Most of the essays here can be divided into two broad themes: questioning popular myths about the Irish Jewish community, and testing the assertion that there has been little antisemitism in Ireland. Every society tells myths about itself that perform one or another function. Only recently have those from within the community been examined critically. In ‘They thought it was New York: deconstructing the communal narrative of the Cork Jewish community’, Peter Garry investigates the narrative of persecution, escape and accidental arrival in Cork that has been frequently used to explain the appearance of a small number of Jews in Cork in the late nineteenth century. The explanation given is that the immigrants, having had to leave Eastern Europe because they were under attack, and being sold tickets for the United States, were told they had arrived when they reached Cork or for some other reason, perhaps misunderstanding the language, thought they were in America. Garry argues that this is an oversimplification. Jews travelling to the US did not generally make the journey directly. The structure of shipping fares and the extension of railways meant that it was far more likely to be undertaken piecemeal, in stages, allowing the migrants to work and save before moving further. Therefore, much of the Jewish population in Cork was transient in nature, gathering their resources before travelling on. Cork wasn’t an accident so much as a stepping-stone, and the point of the myth was to deflect anti-immigrant feeling – if it was not their choice to settle in Cork, then they couldn’t be blamed for being there.

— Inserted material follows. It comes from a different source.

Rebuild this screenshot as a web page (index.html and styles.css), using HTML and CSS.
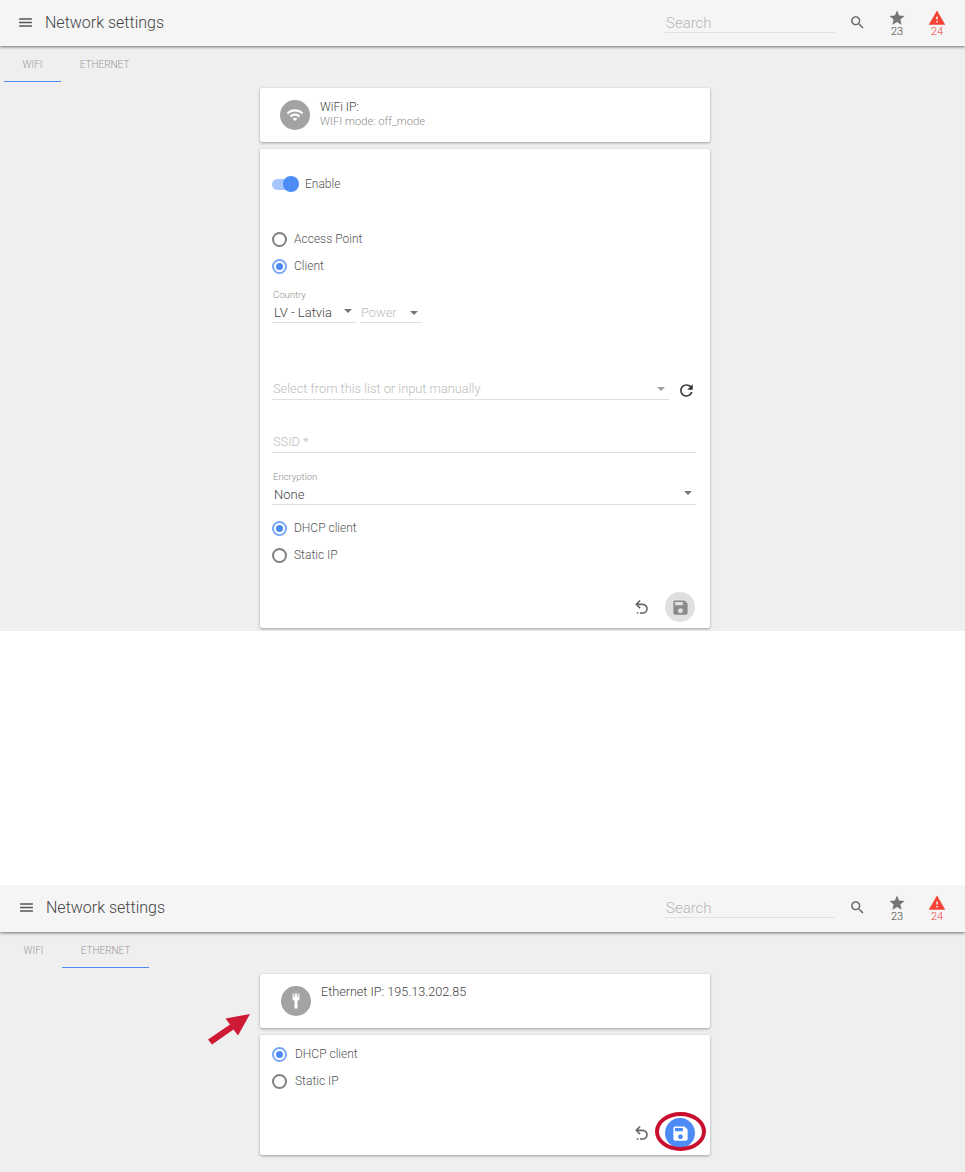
FILE: index.html
```html
<!DOCTYPE html>
<html lang="en">
<head>
    <meta charset="UTF-8">
    <meta name="viewport" content="width=device-width, initial-scale=1.0">
    <title>Network settings</title>
    <link rel="stylesheet" href="styles.css">
</head>
<body>

    <!-- Icon sprite -->
    <svg class="sprite">
        <symbol id="i-menu" viewBox="0 0 24 24"><path d="M3 18h18v-2H3v2zm0-5h18v-2H3v2zm0-7v2h18V6H3z"/></symbol>
        <symbol id="i-search" viewBox="0 0 24 24"><path d="M15.5 14h-.79l-.28-.27C15.41 12.59 16 11.11 16 9.5 16 5.91 13.09 3 9.5 3S3 5.91 3 9.5 5.91 16 9.5 16c1.61 0 3.09-.59 4.23-1.57l.27.28v.79l5 4.99L20.49 19l-4.99-5zm-6 0C7.01 14 5 11.99 5 9.5S7.01 5 9.5 5 14 7.01 14 9.5 11.99 14 9.5 14z"/></symbol>
        <symbol id="i-star" viewBox="0 0 24 24"><path d="M12 17.27L18.18 21l-1.64-7.03L22 9.24l-7.19-.61L12 2 9.19 8.63 2 9.24l5.46 4.73L5.82 21z"/></symbol>
        <symbol id="i-warning" viewBox="0 0 24 24"><path d="M1 21h22L12 2 1 21zm12-3h-2v-2h2v2zm0-4h-2v-4h2v4z"/></symbol>
        <symbol id="i-wifi" viewBox="0 0 24 24"><path d="M1 9l2 2c4.97-4.97 13.03-4.97 18 0l2-2C16.93 2.93 7.08 2.93 1 9zm8 8l3 3 3-3c-1.65-1.66-4.34-1.66-6 0zm-4-4l2 2c2.76-2.76 7.24-2.76 10 0l2-2C15.14 9.14 8.87 9.14 5 13z"/></symbol>
        <symbol id="i-plug" viewBox="0 0 24 24"><path d="M7.5 2H9v4h1.5V2h3v4H15V2h1.5v8L14 12v10h-4V12l-2.5-2z"/></symbol>
        <symbol id="i-refresh" viewBox="0 0 24 24"><path d="M17.65 6.35C16.2 4.9 14.21 4 12 4c-4.42 0-7.99 3.58-7.99 8s3.57 8 7.99 8c3.73 0 6.84-2.55 7.73-6h-2.08c-.82 2.33-3.04 4-5.65 4-3.31 0-6-2.69-6-6s2.69-6 6-6c1.66 0 3.14.69 4.22 1.78L13 11h7V4l-2.35 2.35z"/></symbol>
        <symbol id="i-undo" viewBox="0 0 24 24"><path d="M13.5,7A6.5,6.5 0 0,1 20,13.5A6.5,6.5 0 0,1 13.5,20H10V18H13.5C16,18 18,16 18,13.5C18,11 16,9 13.5,9H7.83L10.91,12.09L9.5,13.5L4,8L9.5,2.5L10.92,3.91L7.83,7H13.5M6,18H8V20H6V18Z"/></symbol>
        <symbol id="i-save" viewBox="0 0 24 24"><path d="M17 3H5c-1.11 0-2 .9-2 2v14c0 1.1.89 2 2 2h14c1.1 0 2-.9 2-2V7l-4-4zm-5 16c-1.66 0-3-1.34-3-3s1.34-3 3-3 3 1.34 3 3-1.34 3-3 3zm3-10H5V5h10v4z"/></symbol>
    </svg>

    <!-- WiFi tab -->
    <section class="screen screen-wifi">
        <header class="topbar">
            <svg class="icon menu-icon"><use href="#i-menu"/></svg>
            <div class="title">Network settings</div>
            <div class="search">Search</div>
            <svg class="icon search-icon"><use href="#i-search"/></svg>
            <div class="counter"><svg class="icon"><use href="#i-star"/></svg><span>23</span></div>
            <div class="counter counter-alert"><svg class="icon"><use href="#i-warning"/></svg><span>24</span></div>
        </header>
        <nav class="tabs">
            <div class="tab tab-wifi active">WIFI</div>
            <div class="tab tab-eth">ETHERNET</div>
        </nav>
        <div class="cards">
            <div class="card info-card">
                <div class="avatar"><svg class="icon"><use href="#i-wifi"/></svg></div>
                <div class="info-text">
                    <div class="info-title">WiFi IP:</div>
                    <div class="info-sub">WIFI mode: off_mode</div>
                </div>
            </div>
            <div class="card form-card wifi-form">
                <div class="toggle-row">
                    <div class="toggle"><div class="toggle-thumb"></div></div>
                    <span>Enable</span>
                </div>
                <div class="radio-group mode-group">
                    <div class="radio-row"><div class="radio"></div>Access Point</div>
                    <div class="radio-row"><div class="radio checked"></div>Client</div>
                </div>
                <div class="select-pair">
                    <div class="field country-field">
                        <label>Country</label>
                        <div class="select-value">LV - Latvia<i class="caret"></i></div>
                    </div>
                    <div class="field power-field">
                        <div class="select-value muted">Power<i class="caret"></i></div>
                    </div>
                </div>
                <div class="list-row">
                    <div class="field list-field">
                        <div class="select-value muted">Select from this list or input manually<i class="caret caret-light"></i></div>
                    </div>
                    <svg class="icon refresh-icon"><use href="#i-refresh"/></svg>
                </div>
                <div class="field ssid-field">
                    <div class="select-value muted">SSID *</div>
                </div>
                <div class="field enc-field">
                    <label>Encryption</label>
                    <div class="select-value">None<i class="caret"></i></div>
                </div>
                <div class="radio-group ip-group">
                    <div class="radio-row"><div class="radio checked"></div>DHCP client</div>
                    <div class="radio-row"><div class="radio"></div>Static IP</div>
                </div>
                <div class="actions wifi-actions">
                    <svg class="icon undo-icon"><use href="#i-undo"/></svg>
                    <div class="save-btn"><svg class="icon"><use href="#i-save"/></svg></div>
                </div>
            </div>
        </div>
    </section>

    <!-- Ethernet tab -->
    <section class="screen screen-eth">
        <header class="topbar">
            <svg class="icon menu-icon"><use href="#i-menu"/></svg>
            <div class="title">Network settings</div>
            <div class="search">Search</div>
            <svg class="icon search-icon"><use href="#i-search"/></svg>
            <div class="counter"><svg class="icon"><use href="#i-star"/></svg><span>23</span></div>
            <div class="counter counter-alert"><svg class="icon"><use href="#i-warning"/></svg><span>24</span></div>
        </header>
        <nav class="tabs">
            <div class="tab tab-wifi">WIFI</div>
            <div class="tab tab-eth active">ETHERNET</div>
        </nav>
        <div class="cards">
            <div class="card info-card eth-info">
                <div class="avatar"><svg class="icon"><use href="#i-plug"/></svg></div>
                <div class="info-title">Ethernet IP: 195.13.202.85</div>
            </div>
            <div class="card form-card eth-form">
                <div class="radio-group">
                    <div class="radio-row"><div class="radio checked"></div>DHCP client</div>
                    <div class="radio-row"><div class="radio"></div>Static IP</div>
                </div>
                <div class="actions eth-actions">
                    <svg class="icon undo-icon"><use href="#i-undo"/></svg>
                    <div class="save-btn save-active"><svg class="icon"><use href="#i-save"/></svg></div>
                </div>
            </div>
        </div>

        <!-- Annotations drawn over the screenshot -->
        <svg class="arrow-mark" viewBox="0 0 44 32"><path d="M1 26.5L23 11.5 18.5 5.5 43 1 31 22.5 26.5 16.5 5 31.5z"/></svg>
        <div class="ring-mark"></div>
    </section>

</body>
</html>
```

FILE: styles.css
```css
* {
    box-sizing: border-box;
}

body {
    margin: 0;
    background: #fff;
    font-family: 'Roboto', sans-serif;
    font-weight: 300;
    color: #555;
    font-size: 12px;
}

.sprite {
    display: none;
}

.icon {
    display: block;
    width: 24px;
    height: 24px;
    fill: currentColor;
}

/* Screens */
.screen {
    position: relative;
    background: #efefef;
    overflow: hidden;
}

.screen-wifi {
    height: 631px;
}

.screen-eth {
    height: 287px;
    margin-top: 254px;
}

/* Top bar */
.topbar {
    position: relative;
    display: flex;
    align-items: center;
    height: 46px;
    padding-left: 17px;
    padding-bottom: 2px;
    background: #f5f5f5;
    box-shadow: 0 1px 3px rgba(0, 0, 0, 0.55);
}

.screen-eth .topbar {
    height: 47px;
    padding-bottom: 3px;
    padding-left: 18px;
}

.menu-icon {
    width: 17px;
    height: 17px;
    color: #555;
}

.title {
    margin-left: 11px;
    font-size: 16px;
    color: #444;
}

.search {
    align-self: flex-start;
    width: 170px;
    height: 22px;
    margin-top: 11px;
    margin-left: auto;
    padding-left: 1px;
    padding-top: 3px;
    font-size: 15px;
    line-height: 18px;
    color: #b5b5b5;
    border-bottom: 1px solid #e2e2e2;
}

.search-icon {
    width: 17px;
    height: 17px;
    margin-left: 14px;
    color: #666;
}

.counter {
    display: flex;
    flex-direction: column;
    align-items: center;
    width: 24px;
    margin-left: 19px;
    color: #757575;
}

.counter .icon {
    width: 18px;
    height: 18px;
    margin-top: 2px;
}

.counter span {
    font-size: 11px;
    line-height: 10px;
    color: #444;
}

.counter-alert {
    margin-left: 16px;
    margin-right: 16px;
    color: #f44336;
}

.counter-alert span {
    color: #f44336;
}

/* Tabs */
.tabs {
    display: flex;
    height: 36px;
    padding-left: 4px;
}

.tab {
    padding-top: 13px;
    font-size: 10px;
    line-height: 12px;
    text-align: center;
    color: #9a9a9a;
}

.tab-wifi {
    width: 57px;
}

.tab-eth {
    width: 87px;
}

.tab.active {
    border-bottom: 1px solid #4c8bf5;
}

.screen-eth .tabs {
    padding-left: 5px;
}

/* Cards */
.cards {
    display: flex;
    flex-direction: column;
    gap: 7px;
    width: 450px;
    margin: 6px 0 0 260px;
}

.card {
    background: #fff;
    border-radius: 2px;
    box-shadow: 0 1px 3px rgba(0, 0, 0, 0.35);
}

.info-card {
    display: flex;
    align-items: center;
    gap: 10px;
    height: 54px;
    padding-left: 20px;
}

.avatar {
    display: flex;
    align-items: center;
    justify-content: center;
    width: 30px;
    height: 30px;
    border-radius: 50%;
    background: #a3a3a3;
    color: #fff;
}

.avatar .icon {
    width: 18px;
    height: 18px;
}

.info-text {
    margin-top: -2px;
}

.info-title {
    font-size: 12px;
    line-height: 14px;
    color: #444;
}

.info-sub {
    margin-top: 1px;
    font-size: 11.2px;
    line-height: 13px;
    color: #8c8c8c;
}

.eth-info {
    align-items: flex-start;
    padding-top: 12px;
    padding-left: 21px;
}

.eth-info .info-title {
    margin-top: -1px;
    font-size: 12.6px;
}

/* Form card */
.form-card {
    padding: 0 14px 0 12px;
}

.wifi-form {
    height: 479px;
    padding-top: 26px;
}

.eth-form {
    height: 120px;
    padding-top: 9px;
}

.toggle-row {
    display: flex;
    align-items: center;
    height: 18px;
    color: #555;
}

.toggle {
    position: relative;
    width: 24px;
    height: 11px;
    margin-right: 9px;
    border-radius: 6px;
    background: #a6c5fa;
}

.toggle-thumb {
    position: absolute;
    top: -2.5px;
    right: -3px;
    width: 16px;
    height: 16px;
    border-radius: 50%;
    background: #4c8bf5;
}

.radio-group {
    display: flex;
    flex-direction: column;
    gap: 7px;
}

.mode-group {
    margin-top: 36px;
}

.ip-group {
    margin-top: 13px;
}

.radio-row {
    display: flex;
    align-items: center;
    gap: 7px;
    height: 20px;
    color: #555;
}

.eth-form .radio-row {
    gap: 8px;
}

.radio {
    display: flex;
    align-items: center;
    justify-content: center;
    width: 15px;
    height: 15px;
    border: 2px solid #808080;
    border-radius: 50%;
}

.radio.checked {
    border-color: #7aa8f8;
}

.radio.checked::after {
    content: "";
    width: 7px;
    height: 7px;
    border-radius: 50%;
    background: #4c8bf5;
}

/* Fields */
.field {
    position: relative;
}

.field label {
    display: block;
    margin-bottom: 2px;
    padding-left: 1px;
    font-size: 9.5px;
    line-height: 11px;
    color: #8c8c8c;
}

.select-value {
    position: relative;
    display: flex;
    align-items: center;
    padding-left: 2px;
    height: 20px;
    font-size: 13px;
    color: #444;
    border-bottom: 1px solid #e0e0e0;
}

.field label + .select-value {
    height: 21px;
}

.select-value.muted {
    padding-left: 1px;
    padding-bottom: 2px;
    color: #bdbdbd;
    font-size: 12.8px;
}

.caret {
    position: absolute;
    right: 4px;
    top: 7px;
    border-left: 4px solid transparent;
    border-right: 4px solid transparent;
    border-top: 4px solid #757575;
}

.caret-light {
    border-top-color: #9e9e9e;
}

.select-pair {
    display: flex;
    align-items: flex-end;
    gap: 4px;
    margin-top: 13px;
}

.country-field {
    width: 84px;
}

.power-field {
    width: 62px;
}

.power-field .select-value {
    height: 19px;
}

.list-row {
    display: flex;
    align-items: flex-end;
    margin-top: 57px;
}

.list-field {
    width: 399px;
}

.refresh-icon {
    width: 19px;
    height: 19px;
    margin-left: 8px;
    color: #333;
}

.ssid-field {
    margin-top: 33px;
}

.enc-field {
    margin-top: 18px;
}

/* Card actions */
.actions {
    display: flex;
    align-items: center;
    justify-content: flex-end;
    gap: 14px;
    margin-right: 1px;
}

.wifi-actions,
.eth-actions {
    margin-top: 27px;
}

.undo-icon {
    width: 19px;
    height: 19px;
    color: #666;
}

.save-btn {
    display: flex;
    align-items: center;
    justify-content: center;
    width: 30px;
    height: 30px;
    border-radius: 50%;
    background: #e0e0e0;
    color: #8a8a8a;
}

.save-btn .icon {
    width: 19px;
    height: 19px;
}

.save-active {
    background: #4c8bf5;
    color: #fff;
}

/* Annotations */
.arrow-mark {
    position: absolute;
    left: 207px;
    top: 128px;
    width: 44px;
    height: 32px;
    fill: #cf1a36;
}

.ring-mark {
    position: absolute;
    left: 655px;
    top: 227px;
    width: 51px;
    height: 39px;
    border: 4px solid #c8102e;
    border-radius: 50%;
}
```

There were also myths about Jews in traditional Irish society which Barbara Lisa Hillers examines in ‘Portrayals of Jews in Irish folk narrative’. Folklore is a useful way of revealing the attitudes of the ordinary people, including their prejudices. Ireland has a wonderful resource in the Folklore Commission’s archives, and Hillers uses both its major collections – material gathered in the field by its own collectors plus the 1,128 volumes that make up the Schools’ Collection provided by schoolchildren between 1937 and 1939. She separates out the evidence found into ‘real-life encounters with Jews’, which for the rural population were the rare Jewish peddlers who sold fabric and clothing, and ‘narrative encounters with fictional Jews’, which subdivide into religious stories, anecdotes and jokes. Religious stories about Jews, fostered by church doctrine throughout Europe, were deeply antisemitic, portraying them as responsible for persecuting and murdering Christ. I’ve sometimes wondered what religion they thought Jesus was. Hiller found that these apocryphal stories were popular in Ireland but interestingly, the most virulent of them, the ‘blood libel’ accusation that Jews ritually murdered Christian children and charges about their poisoning wells or desecrating the Host, which triggered atrocities against Jews across Europe since medieval times, do not seem to have been favoured in Ireland, although other tales validating prejudices against Jews and jokes with Jews as the butt of the story were. Therefore, while it is wrong to say that traditional Irish society was without antisemitism, the level of it, as compared with other parts of Europe, was relatively muted.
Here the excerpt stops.